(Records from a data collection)
━━━━━━━━
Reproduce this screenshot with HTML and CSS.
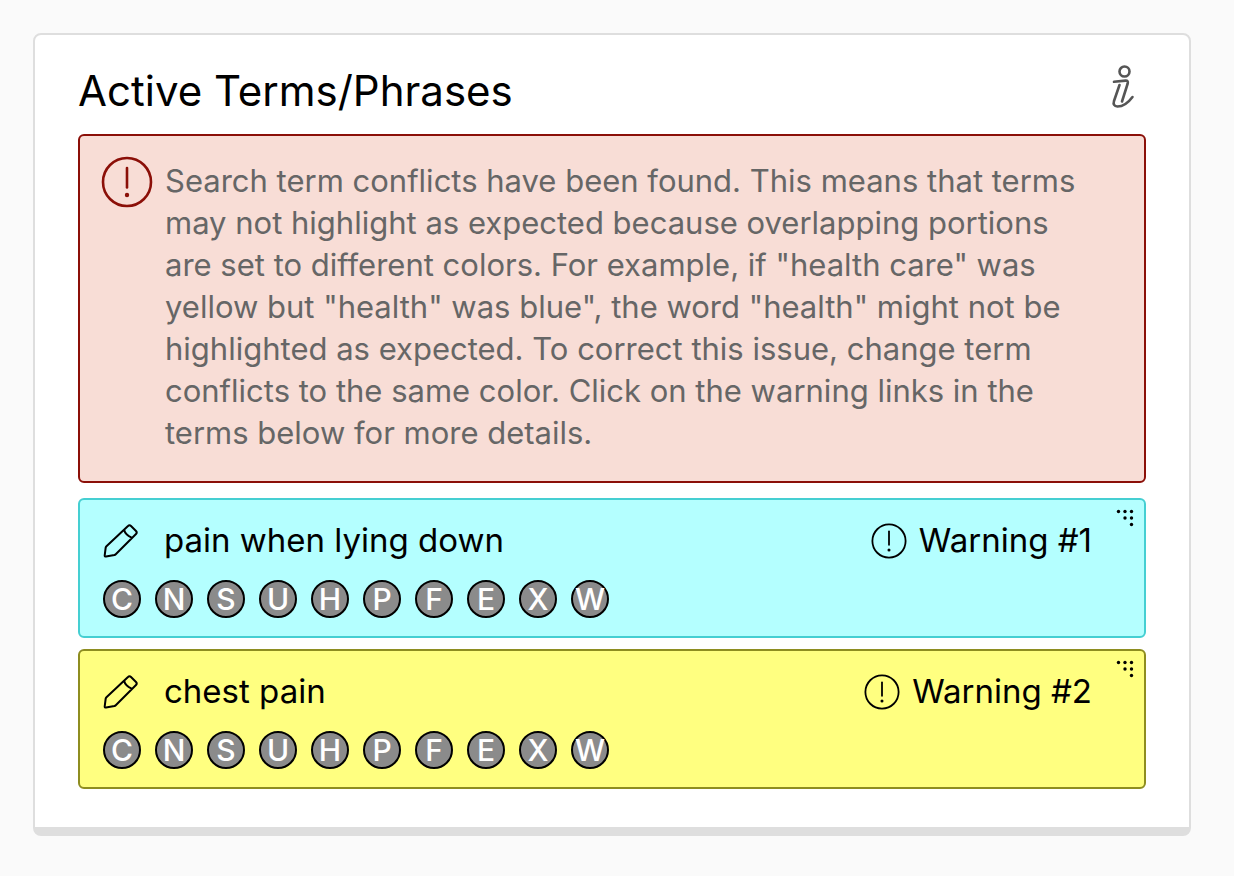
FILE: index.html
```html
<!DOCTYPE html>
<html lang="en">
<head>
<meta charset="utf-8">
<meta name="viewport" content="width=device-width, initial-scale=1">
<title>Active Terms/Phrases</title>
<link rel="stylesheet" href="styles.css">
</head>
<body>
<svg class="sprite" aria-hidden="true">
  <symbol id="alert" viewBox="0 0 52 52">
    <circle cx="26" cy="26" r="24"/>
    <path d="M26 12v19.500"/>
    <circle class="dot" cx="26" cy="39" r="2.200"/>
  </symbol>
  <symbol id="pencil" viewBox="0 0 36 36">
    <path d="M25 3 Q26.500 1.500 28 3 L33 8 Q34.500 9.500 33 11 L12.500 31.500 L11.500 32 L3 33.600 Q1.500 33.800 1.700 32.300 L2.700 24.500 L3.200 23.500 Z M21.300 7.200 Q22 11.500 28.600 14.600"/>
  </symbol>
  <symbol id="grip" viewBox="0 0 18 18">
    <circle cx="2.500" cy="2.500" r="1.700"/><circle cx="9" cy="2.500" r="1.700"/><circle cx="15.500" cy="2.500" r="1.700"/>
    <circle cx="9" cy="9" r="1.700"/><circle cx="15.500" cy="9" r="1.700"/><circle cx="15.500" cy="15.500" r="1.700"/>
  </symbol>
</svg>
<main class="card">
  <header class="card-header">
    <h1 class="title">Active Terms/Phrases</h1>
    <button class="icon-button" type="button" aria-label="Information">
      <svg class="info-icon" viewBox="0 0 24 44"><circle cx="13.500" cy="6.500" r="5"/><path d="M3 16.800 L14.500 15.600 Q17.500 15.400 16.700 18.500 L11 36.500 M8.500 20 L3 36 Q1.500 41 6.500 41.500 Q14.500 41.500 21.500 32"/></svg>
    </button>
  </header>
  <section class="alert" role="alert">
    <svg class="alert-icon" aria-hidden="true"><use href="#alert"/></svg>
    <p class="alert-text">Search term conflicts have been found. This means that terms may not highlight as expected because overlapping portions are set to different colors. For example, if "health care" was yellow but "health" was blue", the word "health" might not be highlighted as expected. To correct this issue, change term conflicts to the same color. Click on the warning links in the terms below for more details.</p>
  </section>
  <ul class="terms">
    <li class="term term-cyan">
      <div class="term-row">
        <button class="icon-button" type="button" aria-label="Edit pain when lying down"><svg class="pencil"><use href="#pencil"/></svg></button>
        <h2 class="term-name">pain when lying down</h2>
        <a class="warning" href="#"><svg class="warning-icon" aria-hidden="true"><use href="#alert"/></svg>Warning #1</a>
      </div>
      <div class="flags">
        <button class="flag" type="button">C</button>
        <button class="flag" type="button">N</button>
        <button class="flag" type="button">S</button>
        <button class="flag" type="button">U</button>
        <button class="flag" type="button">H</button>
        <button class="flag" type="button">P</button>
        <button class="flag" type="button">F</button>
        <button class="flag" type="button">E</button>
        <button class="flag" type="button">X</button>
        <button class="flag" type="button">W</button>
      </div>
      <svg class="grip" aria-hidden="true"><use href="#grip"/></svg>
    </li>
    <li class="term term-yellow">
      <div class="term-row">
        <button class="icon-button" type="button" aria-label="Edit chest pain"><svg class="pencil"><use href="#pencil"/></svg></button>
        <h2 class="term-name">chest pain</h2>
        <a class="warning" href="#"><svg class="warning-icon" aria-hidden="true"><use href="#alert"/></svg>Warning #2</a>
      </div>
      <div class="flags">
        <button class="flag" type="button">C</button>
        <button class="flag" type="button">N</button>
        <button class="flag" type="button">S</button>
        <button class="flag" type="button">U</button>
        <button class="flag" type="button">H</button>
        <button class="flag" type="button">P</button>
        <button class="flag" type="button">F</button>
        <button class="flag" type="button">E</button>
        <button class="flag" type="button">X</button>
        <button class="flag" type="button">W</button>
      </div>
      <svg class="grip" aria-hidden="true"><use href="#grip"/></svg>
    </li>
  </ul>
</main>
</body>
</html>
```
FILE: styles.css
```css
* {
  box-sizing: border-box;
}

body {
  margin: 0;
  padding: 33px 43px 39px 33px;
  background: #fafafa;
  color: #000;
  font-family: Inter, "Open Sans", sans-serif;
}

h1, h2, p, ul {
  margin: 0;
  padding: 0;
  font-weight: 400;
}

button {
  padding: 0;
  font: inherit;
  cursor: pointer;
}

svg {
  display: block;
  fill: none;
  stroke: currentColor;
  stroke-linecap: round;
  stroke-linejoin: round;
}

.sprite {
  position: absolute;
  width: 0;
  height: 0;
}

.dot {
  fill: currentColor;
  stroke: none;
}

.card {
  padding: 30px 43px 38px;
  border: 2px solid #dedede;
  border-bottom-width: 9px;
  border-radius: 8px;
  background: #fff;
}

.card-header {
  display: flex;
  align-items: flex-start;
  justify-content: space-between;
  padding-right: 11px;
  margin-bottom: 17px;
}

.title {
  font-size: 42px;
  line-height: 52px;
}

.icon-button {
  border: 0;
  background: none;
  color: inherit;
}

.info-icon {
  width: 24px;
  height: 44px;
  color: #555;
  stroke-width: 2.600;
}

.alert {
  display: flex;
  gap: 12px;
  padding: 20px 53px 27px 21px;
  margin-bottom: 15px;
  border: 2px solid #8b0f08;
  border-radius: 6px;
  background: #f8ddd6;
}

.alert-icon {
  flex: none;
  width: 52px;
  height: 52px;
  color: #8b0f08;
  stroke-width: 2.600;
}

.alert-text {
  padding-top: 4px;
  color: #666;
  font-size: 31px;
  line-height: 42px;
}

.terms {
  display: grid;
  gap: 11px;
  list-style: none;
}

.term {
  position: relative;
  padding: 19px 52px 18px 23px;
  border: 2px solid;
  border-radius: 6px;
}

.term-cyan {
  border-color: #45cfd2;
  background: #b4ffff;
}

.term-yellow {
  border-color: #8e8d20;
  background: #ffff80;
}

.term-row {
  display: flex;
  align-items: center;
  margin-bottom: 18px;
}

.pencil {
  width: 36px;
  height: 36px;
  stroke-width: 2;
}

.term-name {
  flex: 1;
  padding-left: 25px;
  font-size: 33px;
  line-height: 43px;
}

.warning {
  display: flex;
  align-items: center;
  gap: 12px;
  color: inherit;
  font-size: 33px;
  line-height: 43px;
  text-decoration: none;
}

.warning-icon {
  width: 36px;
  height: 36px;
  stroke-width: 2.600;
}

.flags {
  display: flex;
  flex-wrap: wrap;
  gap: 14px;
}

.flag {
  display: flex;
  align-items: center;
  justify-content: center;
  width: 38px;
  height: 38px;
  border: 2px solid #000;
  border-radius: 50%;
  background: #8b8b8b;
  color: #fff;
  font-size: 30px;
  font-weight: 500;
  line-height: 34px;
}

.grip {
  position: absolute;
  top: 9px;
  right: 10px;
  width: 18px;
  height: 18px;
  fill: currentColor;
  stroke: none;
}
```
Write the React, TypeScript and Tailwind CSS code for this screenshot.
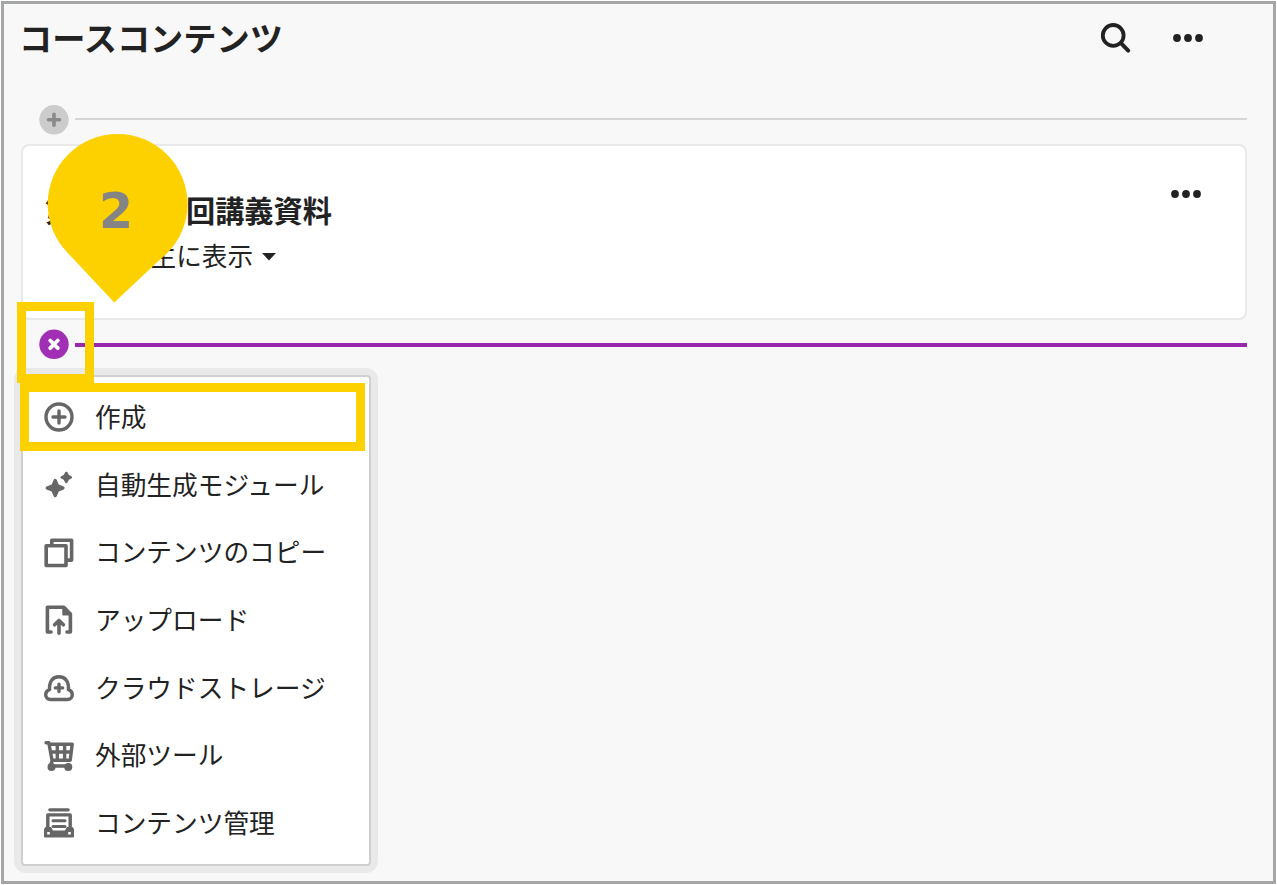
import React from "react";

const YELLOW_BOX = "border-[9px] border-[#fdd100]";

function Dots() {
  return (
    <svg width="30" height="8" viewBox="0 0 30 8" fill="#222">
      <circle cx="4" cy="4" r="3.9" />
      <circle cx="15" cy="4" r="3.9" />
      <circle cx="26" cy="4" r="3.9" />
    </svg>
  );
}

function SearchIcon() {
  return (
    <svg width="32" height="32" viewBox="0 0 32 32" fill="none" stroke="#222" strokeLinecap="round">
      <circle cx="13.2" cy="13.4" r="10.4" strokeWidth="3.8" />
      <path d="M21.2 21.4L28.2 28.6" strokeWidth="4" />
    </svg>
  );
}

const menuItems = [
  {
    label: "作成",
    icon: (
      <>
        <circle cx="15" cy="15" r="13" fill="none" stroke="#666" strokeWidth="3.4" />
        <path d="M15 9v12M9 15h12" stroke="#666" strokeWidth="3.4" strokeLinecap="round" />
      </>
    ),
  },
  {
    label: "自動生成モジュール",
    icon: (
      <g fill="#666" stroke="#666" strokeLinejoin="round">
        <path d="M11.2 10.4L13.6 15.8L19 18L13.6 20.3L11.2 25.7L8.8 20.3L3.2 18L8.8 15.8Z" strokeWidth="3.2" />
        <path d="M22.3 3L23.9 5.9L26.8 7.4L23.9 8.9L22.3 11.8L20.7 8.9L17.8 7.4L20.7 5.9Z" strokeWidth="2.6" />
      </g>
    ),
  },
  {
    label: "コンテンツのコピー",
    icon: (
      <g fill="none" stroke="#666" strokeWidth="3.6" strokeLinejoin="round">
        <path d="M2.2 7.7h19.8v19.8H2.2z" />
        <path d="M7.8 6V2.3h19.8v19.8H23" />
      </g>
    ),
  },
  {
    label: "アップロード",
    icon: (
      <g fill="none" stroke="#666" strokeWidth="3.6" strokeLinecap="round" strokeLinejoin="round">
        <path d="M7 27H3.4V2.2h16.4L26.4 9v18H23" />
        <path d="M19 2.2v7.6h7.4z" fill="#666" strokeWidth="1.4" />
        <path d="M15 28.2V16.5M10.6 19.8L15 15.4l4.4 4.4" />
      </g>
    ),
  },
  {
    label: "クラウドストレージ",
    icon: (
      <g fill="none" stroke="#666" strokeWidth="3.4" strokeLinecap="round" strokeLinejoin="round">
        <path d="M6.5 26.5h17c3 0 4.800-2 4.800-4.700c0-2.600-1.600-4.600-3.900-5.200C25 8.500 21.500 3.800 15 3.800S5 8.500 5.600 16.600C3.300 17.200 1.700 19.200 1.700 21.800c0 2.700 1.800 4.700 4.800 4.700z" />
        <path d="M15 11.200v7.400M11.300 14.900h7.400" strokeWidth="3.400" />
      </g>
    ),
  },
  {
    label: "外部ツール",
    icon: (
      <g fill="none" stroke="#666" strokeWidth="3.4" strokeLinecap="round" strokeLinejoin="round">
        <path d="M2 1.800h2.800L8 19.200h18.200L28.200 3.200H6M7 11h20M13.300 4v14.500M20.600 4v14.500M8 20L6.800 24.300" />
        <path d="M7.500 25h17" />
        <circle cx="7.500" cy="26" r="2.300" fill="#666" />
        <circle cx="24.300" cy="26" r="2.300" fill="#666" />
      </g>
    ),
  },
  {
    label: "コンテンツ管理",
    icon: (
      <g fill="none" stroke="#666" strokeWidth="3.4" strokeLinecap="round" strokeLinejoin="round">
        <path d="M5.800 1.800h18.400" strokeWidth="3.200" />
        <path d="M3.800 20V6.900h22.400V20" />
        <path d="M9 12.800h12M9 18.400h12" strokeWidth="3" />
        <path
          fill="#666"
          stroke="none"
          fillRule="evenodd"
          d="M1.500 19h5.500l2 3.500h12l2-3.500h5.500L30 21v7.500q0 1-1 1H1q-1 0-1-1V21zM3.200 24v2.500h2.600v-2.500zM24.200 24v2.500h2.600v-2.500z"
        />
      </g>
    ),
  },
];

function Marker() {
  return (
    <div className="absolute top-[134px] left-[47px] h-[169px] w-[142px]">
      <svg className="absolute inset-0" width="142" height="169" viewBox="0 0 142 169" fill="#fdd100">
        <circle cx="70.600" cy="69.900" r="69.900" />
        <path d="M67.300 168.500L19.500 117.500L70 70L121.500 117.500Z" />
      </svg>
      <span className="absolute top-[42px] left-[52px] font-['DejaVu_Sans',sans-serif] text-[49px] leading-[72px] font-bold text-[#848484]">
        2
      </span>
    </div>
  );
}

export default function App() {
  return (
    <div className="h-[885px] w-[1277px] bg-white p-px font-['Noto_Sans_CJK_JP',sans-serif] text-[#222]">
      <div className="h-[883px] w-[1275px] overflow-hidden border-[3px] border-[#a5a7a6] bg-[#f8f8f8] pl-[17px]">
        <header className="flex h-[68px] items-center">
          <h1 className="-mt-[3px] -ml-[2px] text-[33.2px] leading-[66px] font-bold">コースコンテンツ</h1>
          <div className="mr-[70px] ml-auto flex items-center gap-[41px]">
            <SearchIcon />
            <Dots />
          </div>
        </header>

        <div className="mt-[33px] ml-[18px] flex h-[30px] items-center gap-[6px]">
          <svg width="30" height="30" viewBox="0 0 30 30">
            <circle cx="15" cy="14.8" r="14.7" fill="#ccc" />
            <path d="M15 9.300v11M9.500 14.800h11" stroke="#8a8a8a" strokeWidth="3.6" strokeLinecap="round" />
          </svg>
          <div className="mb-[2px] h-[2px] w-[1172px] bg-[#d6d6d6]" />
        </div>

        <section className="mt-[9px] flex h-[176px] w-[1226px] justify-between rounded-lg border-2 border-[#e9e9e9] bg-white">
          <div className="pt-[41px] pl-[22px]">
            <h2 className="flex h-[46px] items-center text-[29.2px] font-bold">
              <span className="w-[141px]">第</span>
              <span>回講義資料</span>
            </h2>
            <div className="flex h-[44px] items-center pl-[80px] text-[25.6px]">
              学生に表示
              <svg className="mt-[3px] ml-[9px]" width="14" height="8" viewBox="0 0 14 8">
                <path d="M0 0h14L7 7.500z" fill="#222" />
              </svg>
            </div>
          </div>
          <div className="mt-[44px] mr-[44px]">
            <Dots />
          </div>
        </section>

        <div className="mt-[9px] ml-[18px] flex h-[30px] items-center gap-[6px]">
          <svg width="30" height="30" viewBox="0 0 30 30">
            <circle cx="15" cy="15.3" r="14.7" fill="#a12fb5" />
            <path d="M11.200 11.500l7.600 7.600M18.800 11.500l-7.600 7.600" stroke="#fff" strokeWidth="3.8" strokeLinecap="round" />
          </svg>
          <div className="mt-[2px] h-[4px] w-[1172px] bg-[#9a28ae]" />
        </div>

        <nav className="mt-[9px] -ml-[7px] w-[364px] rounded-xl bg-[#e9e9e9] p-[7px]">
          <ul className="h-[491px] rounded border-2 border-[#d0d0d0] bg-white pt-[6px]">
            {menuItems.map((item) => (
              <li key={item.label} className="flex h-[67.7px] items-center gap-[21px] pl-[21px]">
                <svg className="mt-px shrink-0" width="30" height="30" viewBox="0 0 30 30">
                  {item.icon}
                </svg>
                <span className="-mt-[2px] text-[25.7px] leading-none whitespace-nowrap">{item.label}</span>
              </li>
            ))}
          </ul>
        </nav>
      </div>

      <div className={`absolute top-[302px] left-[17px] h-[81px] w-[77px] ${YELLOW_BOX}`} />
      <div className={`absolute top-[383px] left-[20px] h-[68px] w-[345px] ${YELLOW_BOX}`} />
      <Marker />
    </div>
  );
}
━━━━━━━━
Working from the material above, state how many lines contain "React"; give only the number.

2